WRITTEN TASK: Reproduce the material exactly, omitting nothing.

MATERIAL PROVIDED:
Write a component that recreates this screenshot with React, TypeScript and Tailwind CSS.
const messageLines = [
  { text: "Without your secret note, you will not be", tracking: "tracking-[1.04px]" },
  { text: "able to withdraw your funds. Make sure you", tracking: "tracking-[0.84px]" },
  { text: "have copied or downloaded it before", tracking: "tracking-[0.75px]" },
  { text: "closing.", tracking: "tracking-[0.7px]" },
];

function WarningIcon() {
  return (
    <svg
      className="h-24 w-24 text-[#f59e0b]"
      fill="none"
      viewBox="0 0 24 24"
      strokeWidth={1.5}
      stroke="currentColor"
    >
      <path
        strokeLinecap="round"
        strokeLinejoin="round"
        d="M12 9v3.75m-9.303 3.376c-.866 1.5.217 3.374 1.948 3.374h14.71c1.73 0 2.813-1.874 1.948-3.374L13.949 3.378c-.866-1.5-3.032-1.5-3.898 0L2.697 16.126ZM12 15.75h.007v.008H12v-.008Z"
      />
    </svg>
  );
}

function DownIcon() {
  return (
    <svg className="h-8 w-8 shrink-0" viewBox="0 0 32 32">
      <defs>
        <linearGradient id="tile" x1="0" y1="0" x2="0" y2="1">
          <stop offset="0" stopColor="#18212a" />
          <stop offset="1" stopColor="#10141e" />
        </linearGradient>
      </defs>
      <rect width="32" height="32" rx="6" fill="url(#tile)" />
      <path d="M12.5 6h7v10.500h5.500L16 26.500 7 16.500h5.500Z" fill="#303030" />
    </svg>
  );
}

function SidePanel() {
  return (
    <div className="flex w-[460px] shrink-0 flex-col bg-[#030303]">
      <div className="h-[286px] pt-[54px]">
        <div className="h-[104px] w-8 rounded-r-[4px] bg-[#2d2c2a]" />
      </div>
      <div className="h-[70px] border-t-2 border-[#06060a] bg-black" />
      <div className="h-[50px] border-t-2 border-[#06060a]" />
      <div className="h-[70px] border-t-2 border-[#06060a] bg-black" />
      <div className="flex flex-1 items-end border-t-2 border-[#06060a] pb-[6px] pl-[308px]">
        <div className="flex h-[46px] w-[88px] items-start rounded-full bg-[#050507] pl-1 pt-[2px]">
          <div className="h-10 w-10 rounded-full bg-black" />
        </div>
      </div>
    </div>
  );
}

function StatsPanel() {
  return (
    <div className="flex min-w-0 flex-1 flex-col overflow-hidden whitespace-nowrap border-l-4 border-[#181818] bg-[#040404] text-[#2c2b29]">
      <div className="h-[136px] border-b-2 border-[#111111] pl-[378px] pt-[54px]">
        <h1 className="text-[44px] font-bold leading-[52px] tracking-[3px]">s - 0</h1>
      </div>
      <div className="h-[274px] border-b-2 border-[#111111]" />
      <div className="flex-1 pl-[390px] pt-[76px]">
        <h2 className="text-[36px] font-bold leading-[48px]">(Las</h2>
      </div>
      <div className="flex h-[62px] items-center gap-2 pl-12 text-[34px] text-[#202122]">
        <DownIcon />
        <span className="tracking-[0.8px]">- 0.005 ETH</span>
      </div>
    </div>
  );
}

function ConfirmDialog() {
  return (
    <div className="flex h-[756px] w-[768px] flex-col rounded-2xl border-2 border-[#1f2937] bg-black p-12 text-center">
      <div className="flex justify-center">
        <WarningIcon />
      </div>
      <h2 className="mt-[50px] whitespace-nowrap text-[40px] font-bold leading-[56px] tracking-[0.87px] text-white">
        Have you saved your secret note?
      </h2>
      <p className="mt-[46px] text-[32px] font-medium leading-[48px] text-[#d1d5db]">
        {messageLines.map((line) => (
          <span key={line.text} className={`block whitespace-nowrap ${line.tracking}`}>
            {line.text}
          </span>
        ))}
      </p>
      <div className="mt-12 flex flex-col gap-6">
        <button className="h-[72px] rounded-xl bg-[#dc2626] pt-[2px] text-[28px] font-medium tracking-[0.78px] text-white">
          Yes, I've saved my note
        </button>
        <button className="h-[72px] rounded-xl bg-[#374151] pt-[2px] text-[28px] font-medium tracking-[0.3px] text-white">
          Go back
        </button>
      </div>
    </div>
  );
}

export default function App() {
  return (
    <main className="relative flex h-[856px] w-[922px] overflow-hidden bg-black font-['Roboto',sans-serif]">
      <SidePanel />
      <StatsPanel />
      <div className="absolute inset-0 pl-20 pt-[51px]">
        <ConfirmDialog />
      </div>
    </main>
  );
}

EXPECTED OUTPUT:
Write a component that recreates this screenshot with React, TypeScript and Tailwind CSS.
const messageLines = [
  { text: "Without your secret note, you will not be", tracking: "tracking-[1.04px]" },
  { text: "able to withdraw your funds. Make sure you", tracking: "tracking-[0.84px]" },
  { text: "have copied or downloaded it before", tracking: "tracking-[0.75px]" },
  { text: "closing.", tracking: "tracking-[0.7px]" },
];

function WarningIcon() {
  return (
    <svg
      className="h-24 w-24 text-[#f59e0b]"
      fill="none"
      viewBox="0 0 24 24"
      strokeWidth={1.5}
      stroke="currentColor"
    >
      <path
        strokeLinecap="round"
        strokeLinejoin="round"
        d="M12 9v3.75m-9.303 3.376c-.866 1.5.217 3.374 1.948 3.374h14.71c1.73 0 2.813-1.874 1.948-3.374L13.949 3.378c-.866-1.5-3.032-1.5-3.898 0L2.697 16.126ZM12 15.75h.007v.008H12v-.008Z"
      />
    </svg>
  );
}

function DownIcon() {
  return (
    <svg className="h-8 w-8 shrink-0" viewBox="0 0 32 32">
      <defs>
        <linearGradient id="tile" x1="0" y1="0" x2="0" y2="1">
          <stop offset="0" stopColor="#18212a" />
          <stop offset="1" stopColor="#10141e" />
        </linearGradient>
      </defs>
      <rect width="32" height="32" rx="6" fill="url(#tile)" />
      <path d="M12.5 6h7v10.500h5.500L16 26.500 7 16.500h5.500Z" fill="#303030" />
    </svg>
  );
}

function SidePanel() {
  return (
    <div className="flex w-[460px] shrink-0 flex-col bg-[#030303]">
      <div className="h-[286px] pt-[54px]">
        <div className="h-[104px] w-8 rounded-r-[4px] bg-[#2d2c2a]" />
      </div>
      <div className="h-[70px] border-t-2 border-[#06060a] bg-black" />
      <div className="h-[50px] border-t-2 border-[#06060a]" />
      <div className="h-[70px] border-t-2 border-[#06060a] bg-black" />
      <div className="flex flex-1 items-end border-t-2 border-[#06060a] pb-[6px] pl-[308px]">
        <div className="flex h-[46px] w-[88px] items-start rounded-full bg-[#050507] pl-1 pt-[2px]">
          <div className="h-10 w-10 rounded-full bg-black" />
        </div>
      </div>
    </div>
  );
}

function StatsPanel() {
  return (
    <div className="flex min-w-0 flex-1 flex-col overflow-hidden whitespace-nowrap border-l-4 border-[#181818] bg-[#040404] text-[#2c2b29]">
      <div className="h-[136px] border-b-2 border-[#111111] pl-[378px] pt-[54px]">
        <h1 className="text-[44px] font-bold leading-[52px] tracking-[3px]">s - 0</h1>
      </div>
      <div className="h-[274px] border-b-2 border-[#111111]" />
      <div className="flex-1 pl-[390px] pt-[76px]">
        <h2 className="text-[36px] font-bold leading-[48px]">(Las</h2>
      </div>
      <div className="flex h-[62px] items-center gap-2 pl-12 text-[34px] text-[#202122]">
        <DownIcon />
        <span className="tracking-[0.8px]">- 0.005 ETH</span>
      </div>
    </div>
  );
}

function ConfirmDialog() {
  return (
    <div className="flex h-[756px] w-[768px] flex-col rounded-2xl border-2 border-[#1f2937] bg-black p-12 text-center">
      <div className="flex justify-center">
        <WarningIcon />
      </div>
      <h2 className="mt-[50px] whitespace-nowrap text-[40px] font-bold leading-[56px] tracking-[0.87px] text-white">
        Have you saved your secret note?
      </h2>
      <p className="mt-[46px] text-[32px] font-medium leading-[48px] text-[#d1d5db]">
        {messageLines.map((line) => (
          <span key={line.text} className={`block whitespace-nowrap ${line.tracking}`}>
            {line.text}
          </span>
        ))}
      </p>
      <div className="mt-12 flex flex-col gap-6">
        <button className="h-[72px] rounded-xl bg-[#dc2626] pt-[2px] text-[28px] font-medium tracking-[0.78px] text-white">
          Yes, I've saved my note
        </button>
        <button className="h-[72px] rounded-xl bg-[#374151] pt-[2px] text-[28px] font-medium tracking-[0.3px] text-white">
          Go back
        </button>
      </div>
    </div>
  );
}

export default function App() {
  return (
    <main className="relative flex h-[856px] w-[922px] overflow-hidden bg-black font-['Roboto',sans-serif]">
      <SidePanel />
      <StatsPanel />
      <div className="absolute inset-0 pl-20 pt-[51px]">
        <ConfirmDialog />
      </div>
    </main>
  );
}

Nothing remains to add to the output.